那是一个午后,我和表姐蹲在五姨家大门两侧的石墩上,托着下巴看一群年龄相仿的小孩在门口的场地上嬉戏玩耍。没过一会儿,表姐或许不堪忍受我的沉默,逃也似地跑开了,兴奋地与他们嬉戏在一起。而我,只有我,像一座孤岛坚实地盘踞在那块石墩上。毕竟只是个五六岁的孩子,身形可以固执地不着痕迹,眼神却诚恳地追逐着翩来飞去的鸟儿似的孩童。这时,一个模样温和的小男孩走了过来,问我愿不愿意跟他们一起玩耍。我局促地不知所措,或许我的无聊与我的不甘寂寞,聪明如他已尽收眼底,所以还没等我回答,男孩便主动伸出手来。此时,逆着阳光的他,落在我眼里竟如同镀了金边,愈加显得熠熠生辉。
那天起,我便把他视为我最好的朋友,此后的每一天,从晨光熹微到天光散尽,我们的脚丫子踏遍了附近的田野树林,我们的笑声冲上云端飘过了小溪大山。我们从春华走到秋实,从夏雨趟进了冬雪,最终我们从无邪的幼年走进了青葱少年。
若是一直这么无忧无虑下去该多好!我曾一度这样想。
然而,终于有一天,时间还是裹挟着那个沐浴在薄雾晨光里的林荫小道,阡陌纵横间青翠欲滴的麦苗和日薄西山时波光粼粼的河面连同那个温润如玉的陌上少年呼啸而去。

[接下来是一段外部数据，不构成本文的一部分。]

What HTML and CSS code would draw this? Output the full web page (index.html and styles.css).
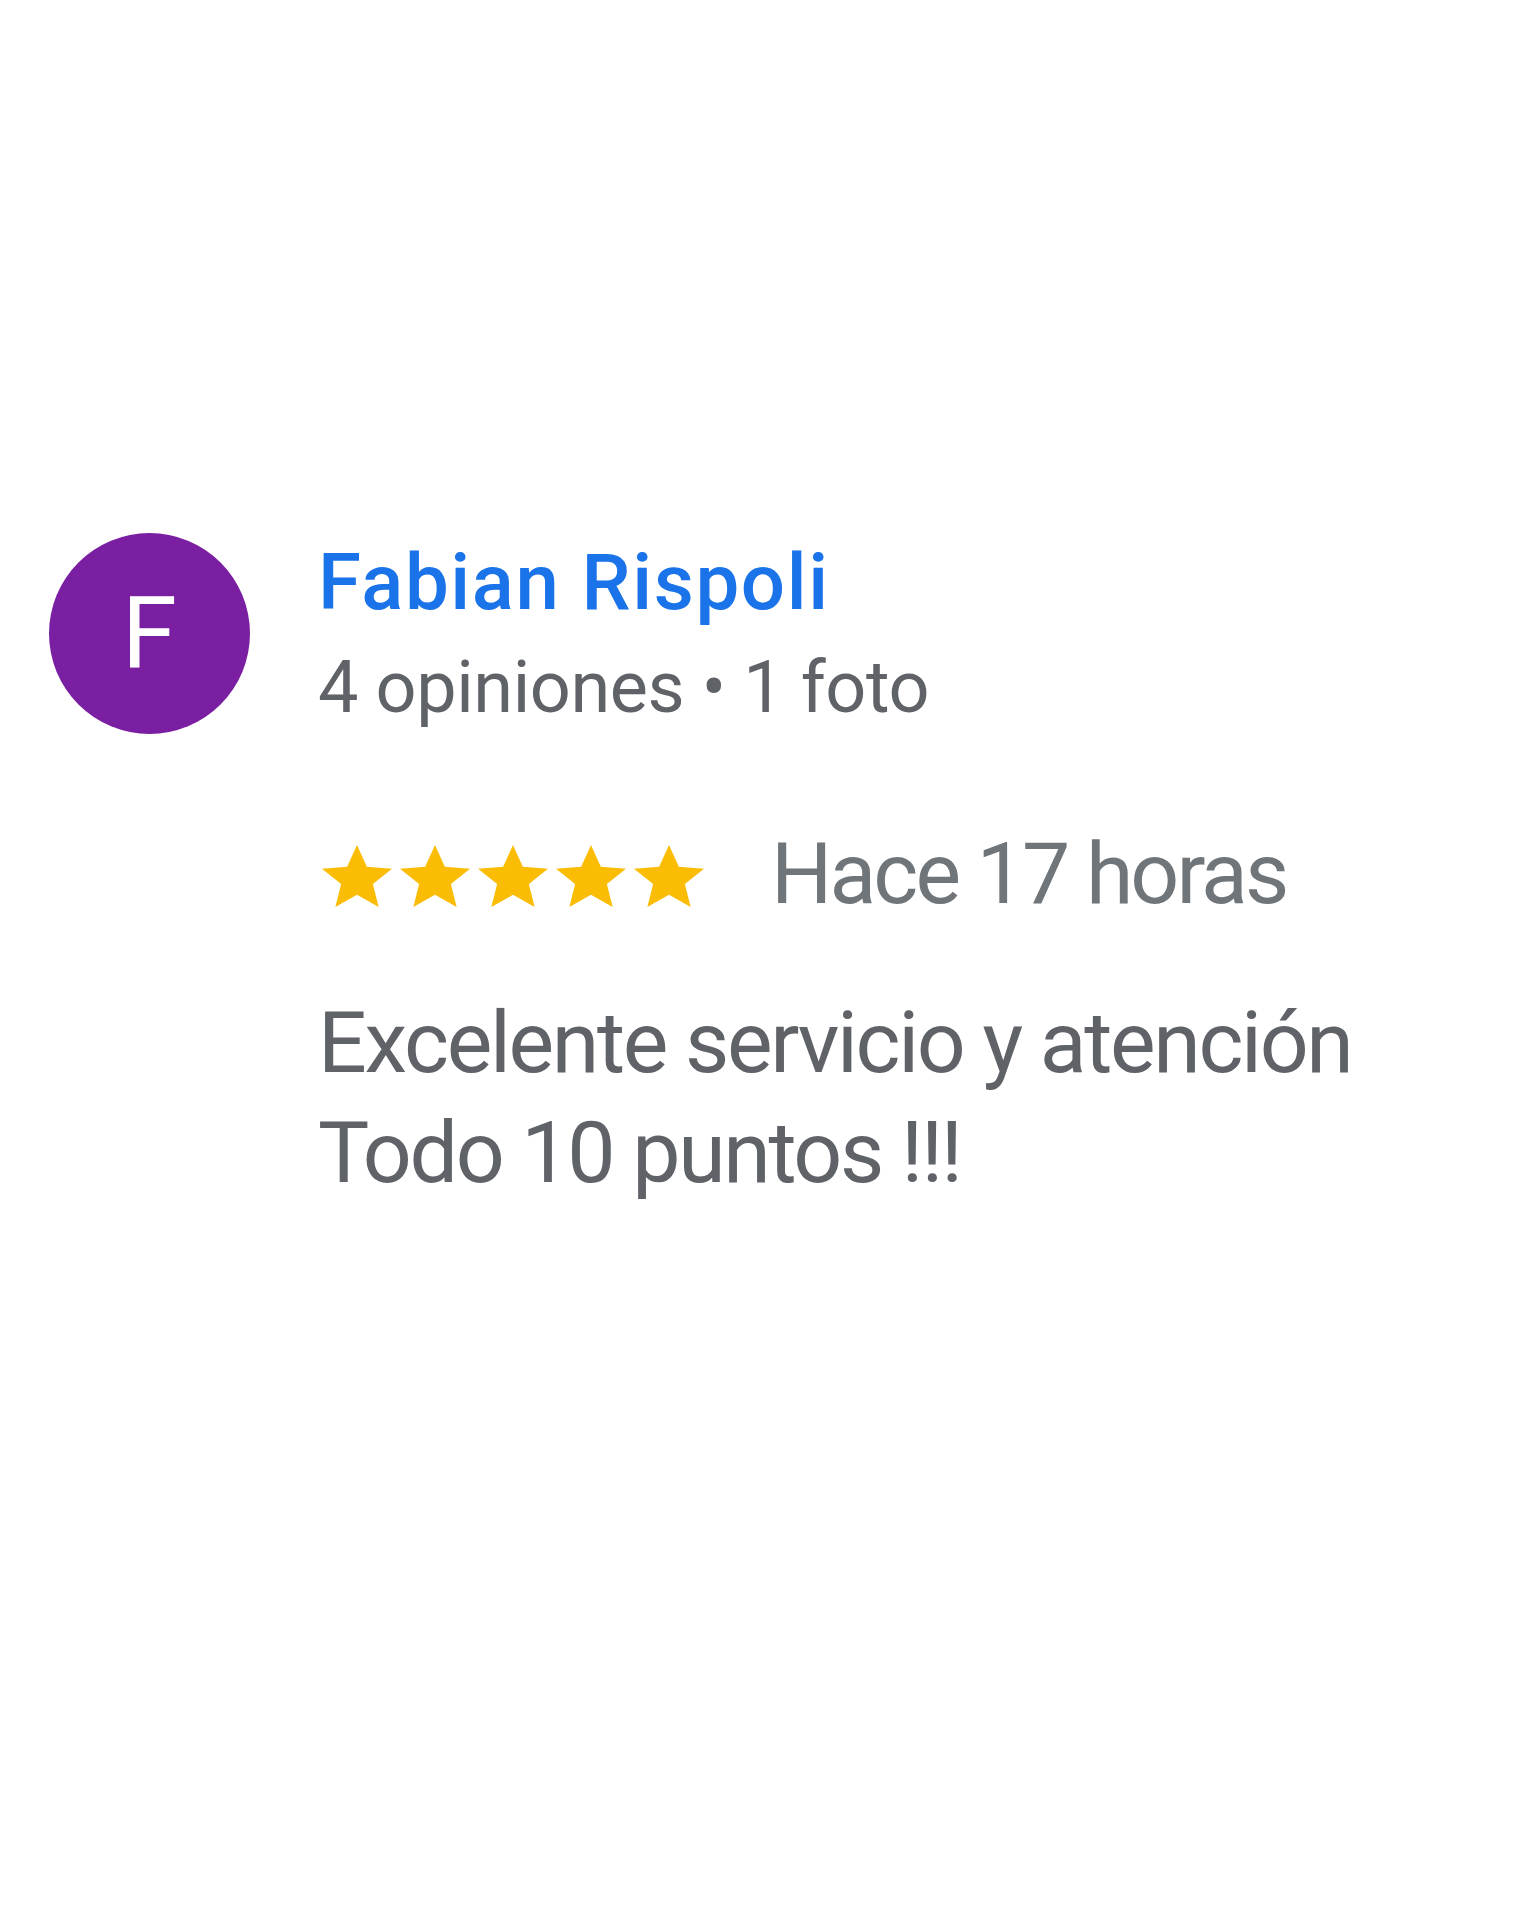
FILE: index.html
```html
<!DOCTYPE html>
<html lang="es">
<head>
<meta charset="utf-8">
<title>Reseña</title>
<link rel="stylesheet" href="styles.css">
</head>
<body>
<div class="review">
  <div class="avatar">F</div>
  <div class="content">
    <div class="name">Fabian Rispoli</div>
    <div class="meta">4 opiniones • 1 foto</div>
    <div class="rating">
      <div class="stars">
        <svg viewBox="2 2 20 19" preserveAspectRatio="none"><path d="M12 17.27L18.18 21l-1.64-7.03L22 9.24l-7.19-.61L12 2 9.19 8.630 2 9.24l5.46 4.73L5.82 21z"/></svg>
        <svg viewBox="2 2 20 19" preserveAspectRatio="none"><path d="M12 17.27L18.18 21l-1.64-7.03L22 9.24l-7.19-.61L12 2 9.19 8.63 2 9.24l5.46 4.73L5.82 21z"/></svg>
        <svg viewBox="2 2 20 19" preserveAspectRatio="none"><path d="M12 17.27L18.18 21l-1.64-7.03L22 9.24l-7.19-.61L12 2 9.19 8.63 2 9.24l5.46 4.73L5.82 21z"/></svg>
        <svg viewBox="2 2 20 19" preserveAspectRatio="none"><path d="M12 17.27L18.18 21l-1.64-7.03L22 9.24l-7.19-.61L12 2 9.19 8.63 2 9.24l5.46 4.73L5.82 21z"/></svg>
        <svg viewBox="2 2 20 19" preserveAspectRatio="none"><path d="M12 17.27L18.18 21l-1.64-7.03L22 9.24l-7.19-.61L12 2 9.19 8.63 2 9.24l5.46 4.73L5.82 21z"/></svg>
      </div>
      <span class="time">Hace 17 horas</span>
    </div>
    <p class="text">Excelente servicio y atención<br>Todo 10 puntos !!!</p>
  </div>
</div>
</body>
</html>
```

FILE: styles.css
```css
html, body {
  margin: 0;
  padding: 0;
  background: #ffffff;
}
body {
  font-family: Roboto, "Liberation Sans", Arial, sans-serif;
  width: 1536px;
  height: 1920px;
}
.review {
  display: flex;
  align-items: flex-start;
  padding: 533px 0 0 49px;
}
.avatar {
  width: 201px;
  height: 201px;
  border-radius: 50%;
  background: #7b1fa2;
  color: #ffffff;
  font-size: 100px;
  line-height: 201px;
  text-align: center;
  flex: none;
}
.content {
  margin-left: 68px;
  display: flex;
  flex-direction: column;
}
.name {
  font-size: 78px;
  font-weight: 500;
  line-height: 100px;
  color: #1a73e8;
  letter-spacing: 1.6px;
}
.meta {
  margin-top: 5px;
  font-size: 72px;
  line-height: 100px;
  color: #5f6368;
  letter-spacing: -0.4px;
}
.rating {
  margin-top: 81px;
  display: flex;
  align-items: center;
  height: 110px;
}
.stars {
  display: flex;
  gap: 8px;
  margin-left: 4px;
  margin-top: 4px;
}
.stars svg {
  width: 70px;
  height: 62px;
  fill: #fbbc04;
  display: block;
}
.time {
  margin-left: 67px;
  font-size: 86px;
  line-height: 110px;
  color: #70757a;
  letter-spacing: -2.9px;
}
.text {
  margin: 59px 0 0;
  font-size: 86px;
  line-height: 110px;
  color: #5f6368;
  letter-spacing: -2.35px;
}
```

后来,我回到了父母身边,那个有着万丈光芒的穹庐瞬间缩减成头顶的萤烛之火,即使还是会有不开心,还是那般的小心翼翼,却因为这微末的希望而渐生欢喜......
多年后,再次遇上他,我为我年少时的一件憾事向他致歉。他笑称并无印象,我当即释然。
原来,在我心里如泰山压顶般的歉疚,于他,不过是风过了无痕罢了。
回请他那次,分开时谁也没说再见,却是再也没见。
窗外,阳光透过那些年层层交叠的午后,疏疏朗朗地洒了下来,一阵风吹过,偶尔能听到摇曳的树叶间流泻出的喁喁细语声:看吧,保持一个赤子之心多么重要,因为你也不清楚哪一刻的你会惊艳了时光,又有哪一刻会温柔了岁月。